His work gave me a shift, a very interesting pivot because I liked how he did not compromise his identity to cater to the art community. He brought in his Ghanaian heritage, his Nigerian culture, and his own perspective to create this beautiful body of work. You can see it in his unique canvas, the materials, the colours, and everything. That was what pushed me to do more, to explore myself, my tradition, my culture, and the objects and things that connect me to my cultural and traditional identity.

So I would say, Yasser Claud-Ennin's artwork gave me a huge nudge.

If you could pick a photographer and/or an artwork that inspires you personally or professionally, who would it be ?

I would say Erwin Olaf’s series called Chessman. His style was so shocking and challenging that it stayed in my mind. I wondered how someone could be so bold and daring. He made me question what I was seeing. His work was not only visually striking, but also socially relevant. He addressed issues like power, exploitation, and oppression. He wanted to expose how people can be used and abused by those who have more influence and authority. That was what fascinated me about his work.

What would be your advice to emerging artists who are having a hard time choosing what art form to explore?

I would say they should experiment with different forms of art. For example, I was never into painting. It was not my thing at all. But then I wondered, as a photographer, what other forms of art could I explore, that were not related to what I was doing? That was how I started developing an interest in painters, paintings, and also indulged in music. So I would say they should try new things and see what art form truly resonates with them.

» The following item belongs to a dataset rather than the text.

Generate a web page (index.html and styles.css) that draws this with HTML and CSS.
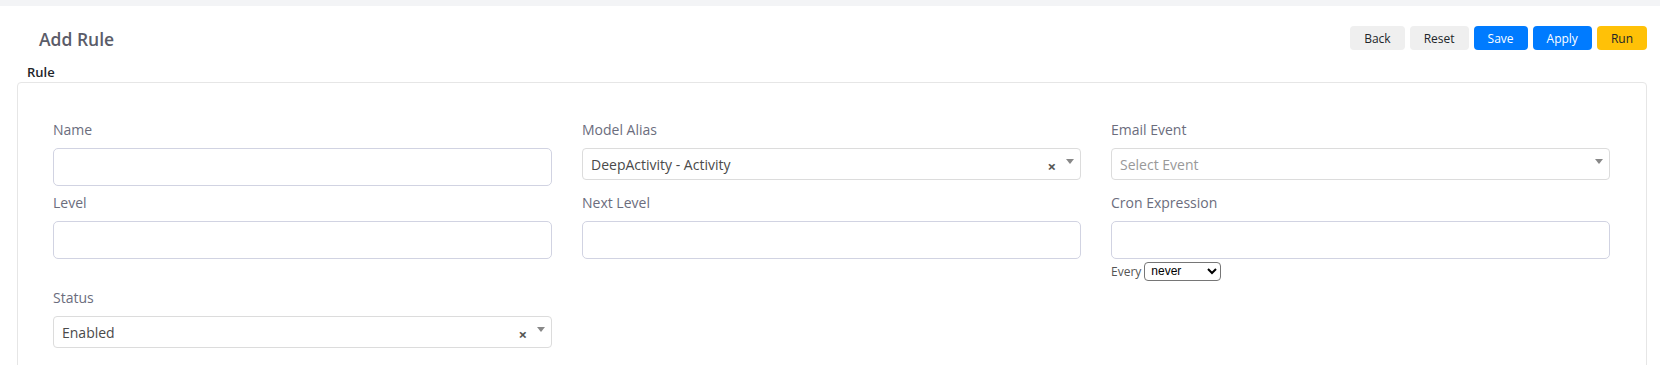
FILE: index.html
```html
<!DOCTYPE html>
<html lang="en">
<head>
    <meta charset="UTF-8">
    <meta name="viewport" content="width=device-width, initial-scale=1.0">
    <title>Add Rule</title>
    <link rel="stylesheet" href="styles.css">
</head>
<body>
    <div class="topbar"></div>
    <div class="page">
        <div class="page-head">
            <h1 class="page-title">Add Rule</h1>
            <div class="actions">
                <button class="btn btn-light">Back</button>
                <button class="btn btn-light">Reset</button>
                <button class="btn btn-primary">Save</button>
                <button class="btn btn-primary">Apply</button>
                <button class="btn btn-warning">Run</button>
            </div>
        </div>
        <div class="section-title">Rule</div>
        <div class="card">
            <div class="form-grid">
                <div class="form-group">
                    <label for="name">Name</label>
                    <input type="text" id="name" class="form-control">
                </div>
                <div class="form-group">
                    <label>Model Alias</label>
                    <div class="select-box">
                        <span class="select-text">DeepActivity - Activity</span>
                        <span class="select-clear">&times;</span>
                        <span class="select-arrow"></span>
                    </div>
                </div>
                <div class="form-group">
                    <label>Email Event</label>
                    <div class="select-box">
                        <span class="select-text placeholder">Select Event</span>
                        <span class="select-arrow"></span>
                    </div>
                </div>
                <div class="form-group">
                    <label for="level">Level</label>
                    <input type="text" id="level" class="form-control">
                </div>
                <div class="form-group">
                    <label for="next-level">Next Level</label>
                    <input type="text" id="next-level" class="form-control">
                </div>
                <div class="form-group">
                    <label for="cron">Cron Expression</label>
                    <input type="text" id="cron" class="form-control">
                    <div class="cron-help">
                        <span>Every</span>
                        <select class="cron-select">
                            <option>never</option>
                            <option>minute</option>
                            <option>hour</option>
                            <option>day</option>
                        </select>
                    </div>
                </div>
                <div class="form-group">
                    <label>Status</label>
                    <div class="select-box">
                        <span class="select-text">Enabled</span>
                        <span class="select-clear">&times;</span>
                        <span class="select-arrow"></span>
                    </div>
                </div>
            </div>
        </div>
    </div>
</body>
</html>
```

FILE: styles.css
```css
body {
    margin: 0;
    font-family: 'Open Sans', 'Noto Sans', sans-serif;
    background: #fff;
    color: #6b6d7d;
}

.topbar {
    height: 6px;
    background: #f3f4f6;
}

.page {
    padding: 0 13px 0 17px;
}

.page-head {
    display: flex;
    justify-content: space-between;
    align-items: flex-start;
    padding-top: 20px;
}

.page-title {
    margin: 0 0 0 22px;
    font-size: 17.5px;
    line-height: 27px;
    font-weight: 600;
    color: #5a5c69;
}

.actions {
    display: flex;
    gap: 5px;
}

.btn {
    height: 24px;
    padding: 0 14px;
    border: none;
    border-radius: 4px;
    font-family: inherit;
    font-size: 12px;
    cursor: pointer;
}

.btn-light {
    background: #efefef;
    color: #212529;
}

.btn-primary {
    background: #007bff;
    color: #fff;
}

.btn-warning {
    background: #ffc107;
    color: #212529;
}

.section-title {
    margin: 9px 0 0 10px;
    font-size: 13px;
    line-height: 20px;
    font-weight: 600;
    color: #212529;
}

.card {
    border: 1px solid #e6e6e6;
    border-radius: 4px;
    padding: 36px 36px 20px 35px;
}

.form-grid {
    display: grid;
    grid-template-columns: repeat(3, 1fr);
    column-gap: 30px;
    row-gap: 6px;
    align-items: start;
}

.form-group label {
    display: block;
    font-size: 14px;
    line-height: 21px;
    margin-bottom: 8px;
}

.form-control {
    display: block;
    width: 100%;
    height: 38px;
    box-sizing: border-box;
    border: 1px solid #d1d3e2;
    border-radius: 5px;
    padding: 6px 12px;
    font-family: inherit;
    font-size: 14px;
}

.select-box {
    display: flex;
    align-items: center;
    height: 32px;
    box-sizing: border-box;
    border: 1px solid #dcdcdc;
    border-radius: 4px;
    padding: 0 6px 0 8px;
}

.select-text {
    flex: 1;
    font-size: 14px;
    color: #4a4a4a;
}

.select-text.placeholder {
    color: #999;
}

.select-clear {
    margin: 5px 10px 0 0;
    font-size: 15px;
    font-weight: bold;
    line-height: 1;
    color: #555;
}

.select-arrow {
    width: 0;
    height: 0;
    margin-top: -6px;
    border-style: solid;
    border-width: 5px 4px 0 4px;
    border-color: #888 transparent transparent transparent;
}

.cron-help {
    display: flex;
    align-items: center;
    gap: 3px;
    height: 20px;
    margin-top: 2px;
    font-size: 12px;
    color: #555;
}

.cron-select {
    width: 77px;
    height: 19px;
    padding: 0 2px;
    font-size: 12px;
    border: 1px solid #767676;
    border-radius: 4px;
    background: #fff;
    color: #000;
}
```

Kaleef Lawal is a Nigerian photographer and visual storyteller whose creative process is rooted in extensive research, continuous learning, and a deep understanding of his roots, tribe, and tradition. This foundation has shaped and fueled his current exploration, which involves delving into traditional face paint designs, masks, and other culturally significant objects to engage with social issues, pay tribute to customary deities, and celebrate the essence of his Yoruba culture and Nigerian heritage at large.